Personal information
- Full name: Guillermo Andrés Duró
- Date of birth: 16 November 1968 (age 57)
- Place of birth: Villa Ballester, Argentina
- Position: Defender

Team information
- Current team: Deportivo Riestra (manager)

Senior career*
- Years: Team / Apps / (Gls)
- San Miguel
- Ituzaingó
- Almirante Brown
- Aldosivi

Managerial career
- 2000–2002: Defensores de Belgrano
- 2003: Platense
- 2004: Deportivo Cuenca (assistant)
- 2005: All Boys
- 2006: Flandria
- 2007–2008: Tristán Suárez
- 2008–2009: Deportivo Cuenca
- 2010: Independiente DV
- 2011: Temperley
- 2012: Defensores de Belgrano
- 2012: Deportivo Cuenca
- 2013–2014: Libertad Sunchales
- 2014: Deportivo Cuenca
- 2016: Estudiantes BA
- 2017: Atlanta
- 2018–2020: Deportivo Riestra
- 2020–2021: Deportivo Cuenca
- 2021–2022: Deportivo Riestra
- 2022–2024: Delfín
- 2024–2025: Deportivo Garcilaso
- 2025–2026: Emelec
- 2026–: Deportivo Riestra

= Guillermo Duró =

Argentine football manager

Guillermo Andrés Duró (born 16 November 1968) is an Argentine football manager and former player who played as a defender. He is the current manager of Deportivo Riestra.

==Career==
Born in Villa Ballester, Duró represented San Miguel, Ituzaingó, Almirante Brown and Aldosivi as a player. He began his managerial career in 2000, with Defensores de Belgrano.

After leaving Defensores in 2002, Duró subsequently worked with Platense before joining Julio Asad's staff at Deportivo Cuenca, as his assistant. He returned to Argentina in 2005 with All Boys, and subsequently worked at Flandria and Tristán Suárez before moving back to Deportivo Cuenca in November 2008, now as manager.

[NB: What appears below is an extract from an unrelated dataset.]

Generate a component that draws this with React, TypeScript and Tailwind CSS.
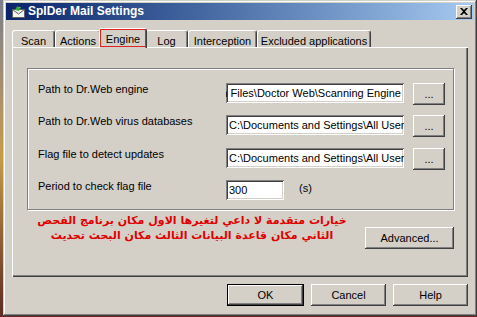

Duró left Cuenca in December 2009 after his contract expired, and was named in charge of Independiente del Valle in May 2010. He was sacked after nearly four months in charge, and subsequently returned to Argentina to take over Temperley in June 2011.

Duró returned to Defensores de Belgrano in February 2012, but left on 25 October to return to Deportivo Cuenca. He returned to Tristán Suárez as a football coordinator in June 2013, and after a short spell at Libertad de Sunchales, he returned to Deportivo Cuenca on 13 March 2014.

On 8 March 2016, Duró was appointed at the helm of Estudiantes de Buenos Aires. He was subsequently in charge of Atlanta and Deportivo Riestra before returning to Cuenca for a fourth spell, initially as an interim.

After working at Cuenca as a sporting director, Duró returned to managerial duties in August 2021, after being again named in charge of Riestra. He left the club on 13 June of the following year, before returning to Ecuador on 31 August to take over Delfín.

On 9 May 2024, Duró was sacked by Delfín. On 14 June, he switched teams and countries again after taking over Deportivo Garcilaso in Peru.

On 8 July 2025, Duró was dismissed by Garcilaso, and returned to Ecuador fourteen days later, taking over Emelec. On 3 February 2026, he left the latter by mutual consent.